Growing boys. There’s just nothing like them. Having raised four of them, I speak from the voice of experience.
I happen to know, firsthand, that they like to wrestle and brawl. They will spar over the last glass of juice, and they love to throw down on the front lawn for no apparent reason. ’Tis the nature of the beast.
Young men can make a contest out of almost anything. A game of football can be played most anywhere, and they think nothing of dribbling a basketball in the kitchen as they back their hind side into their mother and tell her to “box out.” Been there, done that. Oh my, and how growing boys can eat. I have seen them devour a pot roast, conquer a mountain of potatoes and wipe out a king-sized platter of watermelon — and that’s before the meal is served!
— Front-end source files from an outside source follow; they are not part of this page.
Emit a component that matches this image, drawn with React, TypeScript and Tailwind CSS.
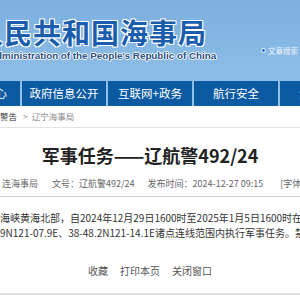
import React from "react";

const navItems = ["新闻中心", "政府信息公开", "互联网+政务", "航行安全", "海事服务"];

const App = () => {
  return (
    <div className="w-[300px] h-[300px] overflow-hidden bg-white font-['Noto_Sans_CJK_SC',sans-serif]">
      {/* 顶部横幅 */}
      <header className="h-[106px] bg-gradient-to-b from-[#7cafdf] to-[#93c3eb] flex flex-col">
        <div className="h-[81px] flex justify-between">
          <div className="pt-[15px] whitespace-nowrap">
            <div className="-ml-[25px] text-[28px] leading-[34px] font-bold tracking-[1px] text-[#1a5dac] [text-shadow:1px_1px_0_#fff,-1px_-1px_0_#fff,1px_-1px_0_#fff,-1px_1px_0_#fff]">
              人民共和国海事局
            </div>
            <div className="-ml-[11px] mt-[1px] text-[9.8px] leading-[12px] font-bold text-[#2b4f86] font-['Liberation_Sans',sans-serif] [text-shadow:1px_0_0_#fff,-1px_0_0_#fff,0_1px_0_#fff,0_-1px_0_#fff]">
              Administration of the People's Republic of China
            </div>
          </div>
          <div className="pt-[45px] pr-[2px] flex items-start gap-[2px] text-[7.5px] leading-[12px] text-white whitespace-nowrap">
            <span className="mt-[3px] w-[5px] h-[5px] rounded-full bg-[#1a6ee0] border border-white" />
            <span className="text-[#eef4fb]">文章搜索</span>
          </div>
        </div>
        <nav className="h-[25px] flex gap-[2px] -ml-[64px]">
          {navItems.map((item, i) => (
            <div
              key={item}
              className={`w-[84px] shrink-0 bg-[#0b5aa2] text-white text-[11.5px] flex items-center ${
                i === 0 ? "justify-end pr-[13px]" : "justify-center"
              }`}
            >
              {item}
            </div>
          ))}
        </nav>
      </header>

      {/* 面包屑 */}
      <div className="h-[22px] border-b border-[#e3e3e3] flex items-center text-[8.5px] whitespace-nowrap">
        <span className="text-[#333]">警告</span>
        <span className="ml-[6px] text-[#999]">&gt;</span>
        <span className="ml-[4px] text-[#888]">辽宁海事局</span>
      </div>

      <main>
        <h1 className="pt-[16px] text-center text-[18px] leading-[22px] font-bold text-[#222] whitespace-nowrap">
          军事任务——辽航警492/24
        </h1>
        <div className="mt-[11px] pb-[5px] border-b border-[#d0d0d0] flex items-center text-[9px] leading-[14px] text-[#666] whitespace-nowrap pl-[2px]">
          <span>连海事局</span>
          <span className="ml-[14px]">文号：辽航警492/24</span>
          <span className="ml-[13px]">发布时间：2024-12-27 09:15</span>
          <span className="ml-[17px]">[字体：</span>
          <span className="ml-[12px]">大</span>
        </div>

        <div className="mt-[13px] text-[10px] leading-[15px] text-[#333] whitespace-nowrap">
          <p>海峡黄海北部，自2024年12月29日1600时至2025年1月5日1600时在辽</p>
          <p>9N121-07.9E、38-48.2N121-14.1E诸点连线范围内执行军事任务。禁止</p>
        </div>

        <div className="mt-[24px] flex justify-center gap-[12px] text-[10px] leading-[14px] text-[#555]">
          <span>收藏</span>
          <span>打印本页</span>
          <span>关闭窗口</span>
        </div>
        <div className="mt-[15px] h-[2px] bg-[#dedede]" />
      </main>
    </div>
  );
};

export default App;
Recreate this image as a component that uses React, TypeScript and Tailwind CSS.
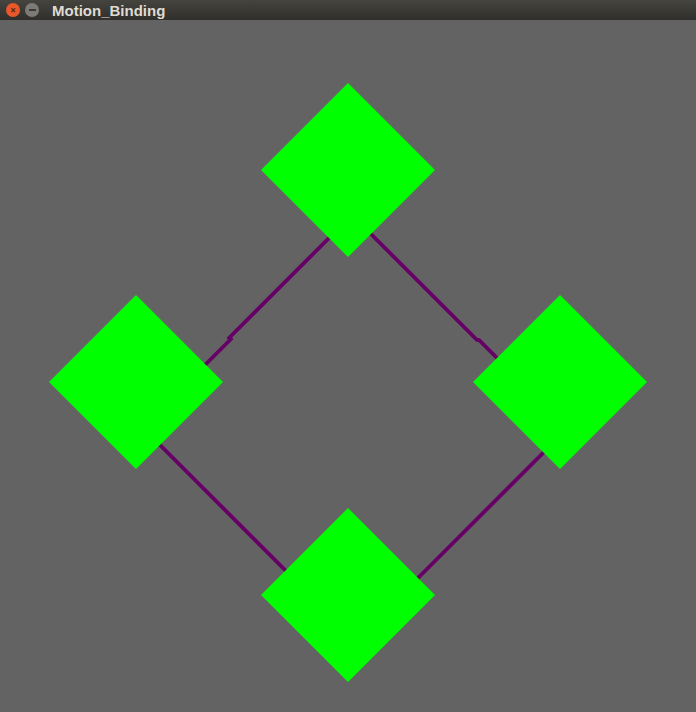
const GREEN = "#00ff00";
const PURPLE = "#660066";

// diamond centres in page coordinates (canvas starts under the 20px title bar)
const nodes = [
  { x: 348, y: 170 },
  { x: 136, y: 382 },
  { x: 560, y: 382 },
  { x: 348, y: 595 },
];
const R = 87;

// each binding is drawn as two segments with a small jog, like the original
const links: [number, number][][] = [
  [[351, 216], [228, 339], [232, 338], [181, 389]],
  [[360, 223], [477, 340], [479, 340], [522, 383]],
  [[150, 435], [300, 585]],
  [[556, 440], [400, 596]],
];

const TitleBar = () => (
  <div className="flex h-5 items-center bg-gradient-to-b from-[#45443f] to-[#302f2b] pl-[6px]">
    <div className="flex h-[14px] w-[14px] items-center justify-center rounded-full bg-[#e9582b] text-[10px] font-bold leading-none text-[#5c2210]">
      ×
    </div>
    <div className="ml-[5px] flex h-[14px] w-[14px] items-center justify-center rounded-full bg-[#7c7b76]">
      <div className="h-[2px] w-[7px] bg-[#3a3935]" />
    </div>
    <span className="ml-[13px] font-['Liberation_Sans',sans-serif] text-[15px] font-bold leading-none text-[#dfdbd2]">
      Motion_Binding
    </span>
  </div>
);

export default function App() {
  return (
    <div className="flex h-[712px] w-[696px] flex-col overflow-hidden bg-[#636363]">
      <TitleBar />
      <div className="flex-1">
        <svg width={696} height={692} viewBox="0 20 696 692" className="block">
          {links.map((pts, i) => (
            <polyline
              key={i}
              points={pts.map(p => p.join(",")).join(" ")}
              fill="none"
              stroke={PURPLE}
              strokeWidth={3.8}
              strokeLinejoin="bevel"
            />
          ))}
          {nodes.map((n, i) => (
            <polygon
              key={i}
              points={`${n.x},${n.y - R} ${n.x + R},${n.y} ${n.x},${n.y + R} ${n.x - R},${n.y}`}
              fill={GREEN}
            />
          ))}
        </svg>
      </div>
    </div>
  );
}
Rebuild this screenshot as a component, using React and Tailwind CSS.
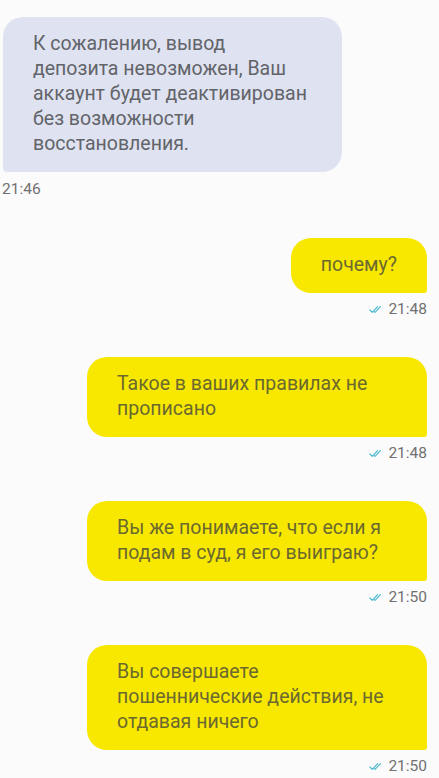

Yet, I stand at the ready. I regularly use a Dutch oven, my favorite skillet is the size of a feed trough, and I have been known to use a canning pot to whip up a batch of chili. Why, it’s one large cooking vessel after another around here. In fact, unless we are boiling a mouth guard, my saucepans rarely see the light of day.
I buy in bulk, measure by the gallon and serve with a shovel.
I am quite a sight at the grocery store, too. Most times I need enough meat to give the beef industry a real shot in the arm.
Not wanting to ignore the values of nutrition, I then swing by the produce section and clear the racks.
The freezer section always trembles to see me coming, and I have been known to relieve the bakery of every whole grain bun in sight.
Even when it isn’t Christmas, I am reminiscent of the Grinch with his overloaded sleigh as I push my heaping cart up to the registers.
I then haul the bounty home, and as I unload the car, I am most often met with a hungry crowd that devours as they unpack and then proclaim mere hours later — and I quote — “There’s never anything to eat around here!”
Although I have fed big crowds of local youth and am quite familiar with their eating habits, I’m not sure I have ever seen a young man put away quite as much food as my very own Little Charlie.
Who, by the way, isn’t so little anymore.
He has been known to eat a full course on his way to the dinner table and devour a bucket of chicken on the way home. And, to the tune of Scooby Doo, that tall and skinny kid of mine puts down a stack of cheeseburgers that would rival Shaggy.
Charlie’s favorite meal comes from our local burger joint. The No. 4 is a triple cheeseburger with all of the fixings, and they ain’t stingy with the bacon. Add in a side of fries and a large lemonade to wash it all down, and he’s ecstatic.
Although this favorite meal certainly has its share of protein and the pickles have to have some nutritional value, I am quite certain the Baconator isn’t healthy. So we do our all-out best to limit its purchase and subsequent consumption to special occasions.
But Charlie is creative as well as persuasive, and I am here to tell you that the boy can make a special occasion out of almost anything.
“I cleaned my room,” he says with a smile. “How about we rejoice with a Baconator?”
“It’s my last Tuesday before school starts — it’s time to live it up.”
“It’s the first day of football, the last day of summer, the third Thursday of the month!”
Then there’s my personal favorite, “Gosh Mom, your hair looks pretty. How about we swing into the burger joint?”
Thanks to Charlie’s big eyes and awardwinning smile, we have been conned into going to the drive-thru for everything from winning a basketball game on the driveway to cleaning the kitchen without being asked.
How that child can eat like that and not have an ounce of fat on him, I’ll never know. But I’ll tell you this: If I had a metabolism like that, I’d come up with a special occasion at least twice a week.